Le rétropédalage de la majorité LREM et du Premier ministre ne doit pas faire illusion. En effet, Emmanuel Macron entend bien répondre aux vœux du patronat d'en finir avec les principes fondateurs de la Sécurité sociale que sont l'universalité, le financement par des cotisations. Comme l'a rappelé la CGT dans un communiqué, le terme de « Sécurité sociale » inclut une notion de redistribution (entre actifs et retraités, entre personnes bien portantes et malades, etc.). Remplacer « Sécurité sociale » par protection sociale est une remise en cause du sens de la Sécurité sociale « chacun cotise selon ses moyens et reçoit selon ses besoins ».

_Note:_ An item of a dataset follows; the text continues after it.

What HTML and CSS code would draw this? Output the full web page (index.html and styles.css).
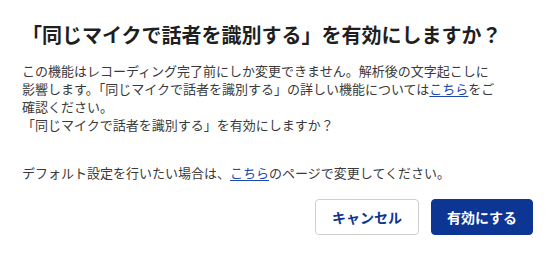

Devant le tollé syndical et politique soulevé par cet amendement glissé en catimini, Richard Ferrand, le DRH de la start-up LREM a cru bon de jouer la feinte : « Je me suis dit que, quand on est mal compris, il y a deux manières de faire. Soit critiquer les journalistes. Soit revoir sa copie afin que ne subsiste pas de malentendu ». Revoir la copie… il ne s'agit donc pas d'abandonner l'idée, mais de trouver un autre moyen de nous faire basculer d'un modèle de Sécurité sociale de haut niveau à un modèle anglo-saxon totalement ouvert à la concurrence.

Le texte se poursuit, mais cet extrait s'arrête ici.